Nor did Mayer Carl in Frankfurt neglect his increasingly influential client. We have already seen how by 1860 he had secured, partly thanks to Bismarck, the title of Prussian court banker and a minor decoration. In the hope of obtaining a rather better mark of honour, Mayer Carl wrote to Bismarck in 1863 in the kind of elaborately sycophantic language which his English and French cousins had long since been able to disdain:
Your Excellency knows my old, proven and unbounded devotion to your person and knows how attached I have always been to Prussian interests, even though my great and protracted services have not... been noticed in any prominent fashion... I now turn to you, full of confidence in Your Excellency as a noble, magnanimous and all-powerful representative and do not doubt that Your Excellency in just appreciation of the facts known to Yourself will kindly think of me and grant me a dignified token of the all-highest recognition... May heavenly Providence always watch over Your Excellency and may you experience only days of brightest joy and of boundless good fortune in the circle of your family, may it be my lot always to enjoy Your Excellency’s high favour and gracious protection and to be able to count myself among your most faithful admirers and servants.
2
Yet it was not to be. Where the financial relationship between the Rothschilds and Metternich had flourished, their links to Bismarck withered. Despite his position of semi-dependence on the Rothschilds, whose disfavour would have been injurious to what was still a small firm, it seems that Bleichröder was able to poach Bismarck’s account from the Frankfurt house. To begin with; he did no more than collect Bismarck’s official salary in Berlin and disburse some of his domestic expenditures. Even before Bismarck returned to Berlin in 1862, however, Bleichröder began to offer his services as an investment adviser, complaining on his putative client’s behalf when the Tivoli company failed to pay a dividend. Soon he was offering Bismarck a succession of Prussian railway and bank share options, as well as providing him with regular reports from the Berlin bourse. By the end of 1866, he had achieved his objective: it was Bleichröder not Rothschild who handled the investment of Bismarck’s 400,000 thaler gift, and at some point after July 1867 Bismarck closed his account in Frankfurt and remitted the balance (57,000 thalers) to Bleichröder. “It is not necessary to let the Jews get the upper hand,” Bismarck later declared, “or to come to depend on them financially to such an extent as is regrettably the case in several countries. My relations as a minister with Jewish high finance have always been such that the obligation has been on their side and not on mine.” This was true: Bleichröder was always deferential to Bismarck in a way that (for all Mayer Carl’s florid avowals) the Rothschilds would never have been if Bismarck had continued to bank with them. The path Bismarck led Prussia down after 1862 was simply too uncongenial to Rothschild interests in Austria, in Italy and in France.
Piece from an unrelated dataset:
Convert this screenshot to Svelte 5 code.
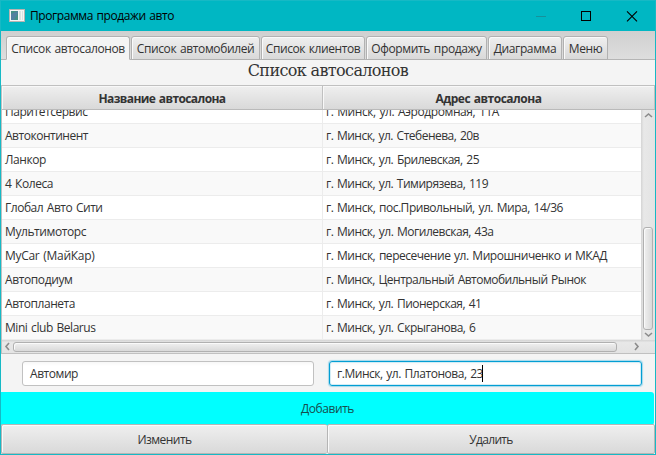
<script>
  const tabs = [
    { label: 'Список автосалонов', w: 124, t: 113.5 },
    { label: 'Список автомобилей', w: 129, t: 117.5 },
    { label: 'Список клиентов', w: 104, t: 94.5 },
    { label: 'Оформить продажу', w: 121, t: 110.5 },
    { label: 'Диаграмма', w: 74, t: 62.5 },
    { label: 'Меню', w: 45, t: 33.5 }
  ];
  const rows = [
    ['Паритетсервис', 82.5, 'г. Минск, ул. Аэродромная, 11А', 173],
    ['Автоконтинент', 83, 'г. Минск, ул. Стебенева, 20в', 153],
    ['Ланкор', 41, 'г. Минск, ул. Брилевская, 25', 153],
    ['4 Колеса', 48, 'г. Минск, ул. Тимирязева, 119', 162],
    ['Глобал Авто Сити', 97.5, 'г. Минск, пос.Привольный, ул. Мира, 14/36', 237],
    ['Мультимоторс', 81, 'г. Минск, ул. Могилевская, 43а', 167.5],
    ['MyCar (МайКар)', 89.5, 'г. Минск, пересечение ул. Мирошниченко и МКАД', 281],
    ['Автоподиум', 67.5, 'г. Минск, Центральный Автомобильный Рынок', 260],
    ['Автопланета', 70, 'г. Минск, ул. Пионерская, 41', 155.5],
    ['Mini club Belarus', 90.5, 'г. Минск, ул. Скрыганова, 6', 149.5]
  ];

  // Adjusts tracking so that a label takes the given advance width.
  function fit(node, width) {
    const n = node.textContent.length;
    const natural = node.getBoundingClientRect().width;
    node.style.letterSpacing = `${(width - natural) / n}px`;
  }
</script>

<div class="window">
  <header class="titlebar">
    <svg class="app" width="16" height="14" viewBox="0 0 16 14">
      <rect x=".5" y=".5" width="15" height="12" fill="#f5f5f5" stroke="#b9b4b2" />
      <rect x="2" y="2" width="7" height="9" fill="#438f85" />
      <path d="M2 11V5L9 2v2L5 11z" fill="#5280a0" />
      <rect x="10" y="2" width="2" height="9" fill="#d8e3e1" />
      <rect x="13" y="2" width="1" height="9" fill="#d8e3e1" />
    </svg>
    <span class="caption" use:fit={144}>Программа продажи авто</span>
    <svg class="controls" width="110" height="14" viewBox="0 0 110 14" fill="none" stroke="#000" shape-rendering="crispEdges">
      <path d="M0 7.5h10" stroke="#16919b" />
      <rect x="45.5" y="2.5" width="9" height="9" />
      <path d="M91 2.3l10 10M101 2.3l-10 10" shape-rendering="auto" stroke-width="1.1" />
    </svg>
  </header>

  <nav class="tabs">
    {#each tabs as tab, i}
      <div class="tab" class:active={i === 0} style:width="{tab.w}px"><span use:fit={tab.t}>{tab.label}</span></div>
    {/each}
  </nav>

  <h1><span use:fit={160.5}>Список автосалонов</span></h1>

  <section class="table">
    <div class="thead">
      <div class="th first"><span use:fit={127}>Название автосалона</span></div>
      <div class="th"><span use:fit={106}>Адрес автосалона</span></div>
    </div>
    <div class="middle">
      <div class="body">
        {#each rows as row}
          <div class="row">
            <div class="cell first"><span use:fit={row[1]}>{row[0]}</span></div>
            <div class="cell"><span use:fit={row[3]}>{row[2]}</span></div>
          </div>
        {/each}
      </div>
      <div class="vbar">
        <svg width="9" height="6" viewBox="0 0 9 6"><path d="M1 5l3.5-3L8 5" /></svg>
        <div class="vthumb"></div>
        <svg width="9" height="6" viewBox="0 0 9 6"><path d="M1 1l3.5 3L8 1" /></svg>
      </div>
    </div>
    <div class="hbar">
      <svg width="6" height="9" viewBox="0 0 6 9"><path d="M5 1L2 4.5 5 8" /></svg>
      <div class="hthumb"></div>
      <svg class="right" width="6" height="9" viewBox="0 0 6 9"><path d="M1 1l3 3.500L1 8" /></svg>
    </div>
  </section>

  <div class="fields">
    <div class="field name"><span use:fit={48}>Автомир</span></div>
    <div class="field focused"><span use:fit={146}>г.Минск, ул. Платонова, 23</span><i></i></div>
  </div>
  <div class="add"><span use:fit={53}>Добавить</span></div>
  <div class="actions">
    <div class="button"><span use:fit={54}>Изменить</span></div>
    <div class="button"><span use:fit={43.5}>Удалить</span></div>
  </div>
</div>

<style>
  :global(body) { margin: 0; overflow: hidden; }
  .window, .window * { box-sizing: border-box; }
  .window {
    width: 656px; height: 455px; display: flex; flex-direction: column;
    border: 1px solid #16b9c5; background: #f4f4f4; color: #333;
    font: 12px/16px "Open Sans", "Noto Sans", sans-serif; word-spacing: 1px; white-space: nowrap; overflow: hidden;
  }
  span { display: inline-block; flex: none; }
  .titlebar { height: 30px; flex: none; background: #00b7c3; display: flex; align-items: center; padding-left: 8px; color: #000; }
  .caption { margin-left: 5px; }
  .controls { margin-left: auto; margin-right: 9px; }
  .tabs {
    height: 29px; flex: none; padding: 5px 0 0 5px; display: flex; gap: 1px;
    background: linear-gradient(#d0d0d0, #dedede); box-shadow: inset 0 -1px #b5b5b5;
  }
  .tab {
    height: 24px; display: flex; justify-content: center; padding-top: 4px;
    border: 1px solid #b1b1b1; border-radius: 3px 3px 0 0;
    background: linear-gradient(#efefef, #d9d9d9); box-shadow: inset 1px 1px #fafafa;
  }
  .tab.active { background: #f4f4f4; border-bottom-color: #f4f4f4; }
  h1 { margin: 0; height: 25px; flex: none; text-align: center; font: 16px/22px "DejaVu Serif", serif; word-spacing: 0; }
  .table { height: 269px; flex: none; display: flex; flex-direction: column; border: 1px solid #c0c0c0; border-width: 1px 0 1px 1px; background: #fff; }
  .thead { height: 24px; flex: none; display: flex; border-bottom: 1px solid #bababa; font-weight: 700; }
  .th { flex: 1; display: flex; align-items: center; justify-content: center; padding-top: 3px; background: linear-gradient(#efefef, #d9d9d9); box-shadow: inset 1px 1px #f8f8f8; border-right: 1px solid #c0c0c0; }
  .first { flex: 0 0 321px; width: 321px; }
  .middle { height: 230px; flex: none; display: flex; }
  .body { flex: 1; display: flex; flex-direction: column; justify-content: flex-end; overflow: hidden; }
  .row { height: 24px; flex: none; display: flex; background: #fff; border-bottom: 1px solid #ececec; }
  .row:nth-child(even) { background: #f9f9f9; }
  .cell { padding: 4px 0 0 3px; }
  .cell.first { border-right: 1px solid #ececec; }
  .vbar { width: 14px; display: flex; flex-direction: column; align-items: center; padding: 2px 0; background: linear-gradient(90deg, #d4d4d4, #e8e8e8 20%, #e3e3e3); }
  svg path { vector-effect: non-scaling-stroke; }
  .vbar svg, .hbar svg { flex: none; fill: none; stroke: #8c8c8c; stroke-width: 1.6; }
  .vthumb { margin: auto 0 2px; width: 10px; height: 103px; border: 1px solid #b0b0b0; border-radius: 3px; background: linear-gradient(90deg, #f0f0f0, #d9d9d9); box-shadow: inset 1px 1px #fafafa; }
  .hbar { flex: 1; display: flex; align-items: center; padding-left: 2px; background: linear-gradient(#d4d4d4, #e8e8e8 20%, #e3e3e3); }
  .hthumb { margin-left: 3px; width: 604px; height: 10px; border: 1px solid #b0b0b0; border-radius: 3px; background: linear-gradient(#f0f0f0, #d9d9d9); box-shadow: inset 1px 1px #fafafa; }
  .hbar .right { margin-left: 17px; }
  .fields { height: 38px; flex: none; display: flex; gap: 15px; padding: 7px 0 0 21px; }
  .field { width: 313px; height: 25px; background: linear-gradient(#f7f7f7, #fff 4px); border: 1px solid #c1c1c1; border-radius: 3px; padding: 4px 7px; display: flex; }
  .name { width: 292px; }
  .focused { border-color: #039ed3; box-shadow: 0 0 1px 1px #a5d9ec, inset 0 0 0 1px #d3edf6; }
  .focused i { width: 1px; height: 17px; margin-top: -1px; background: #000; margin-left: -1px; }
  .add { height: 33px; flex: none; margin-right: 1px; display: flex; justify-content: center; align-items: center; background: #0ff; border-radius: 0 3px 3px 0; color: #174d4d; padding-top: 1px; }
  .actions { flex: 1; display: flex; margin-top: -1px; }
  .button { width: 327px; display: flex; justify-content: center; align-items: center; border: 1px solid #b5b5b5; border-radius: 2px; background: linear-gradient(#efefef, #d9d9d9); box-shadow: inset 1px 1px #fafafa; padding-top: 2px; }
  .button:first-child { border-right: 0; width: 326px; }
  .button:last-child { width: 328px; }
</style>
For their part, as we shall see, the Rothschilds soon came to regard Bismarck with a mixture of antipathy and admiration. He was a “madcap,” declared James in March 1866. At around the same time, Anselm memorably likened him to “a wild boar foaming with rage.” Bismarck, wrote James a month later, was “a fellow who just wants war.” “The terrible Bismarck,” exclaimed Charlotte, “is inexorable; he is the great highway robber of the second half of the nineteenth century.” Yet perhaps even more telling than these denunciations are the expressions of admiration which the Rothschilds also evidently felt for “the white revolutionary.” As early as 1868, Charlotte could regard “a Bismarck intelligence” as a desideratum in a son-in-law. Alphonse, who of all the Rothschilds had most reason to hate Bismarck, could refer to him with only a hint of bitterness as “the great master of the world” and “the man behind the curtain... wire-pulling the puppets of the whole European political show.” When Bismarck finally fell from power in 1890, Alphonse’s comment was a singular tribute to an old adversary: with Bismarck gone, he wrote, “the European countries certainly cannot be said to dwell on solid fundamental principles.” Bismarck never really felt the same respect for the Rothschilds, alluding to them on a number of occasions in more or less anti-Semitic terms. But nor did he underestimate their financial acumen. Perhaps he also recognised in them something of his own hard-nosed “realism.” In later life he defined his own view of political principles as similar to Amschel’s who, he recalled jokingly, had been in the habit of asking his chief clerk: “Mr Meier [sic], if you please, what are my principles today with regard to American hides?”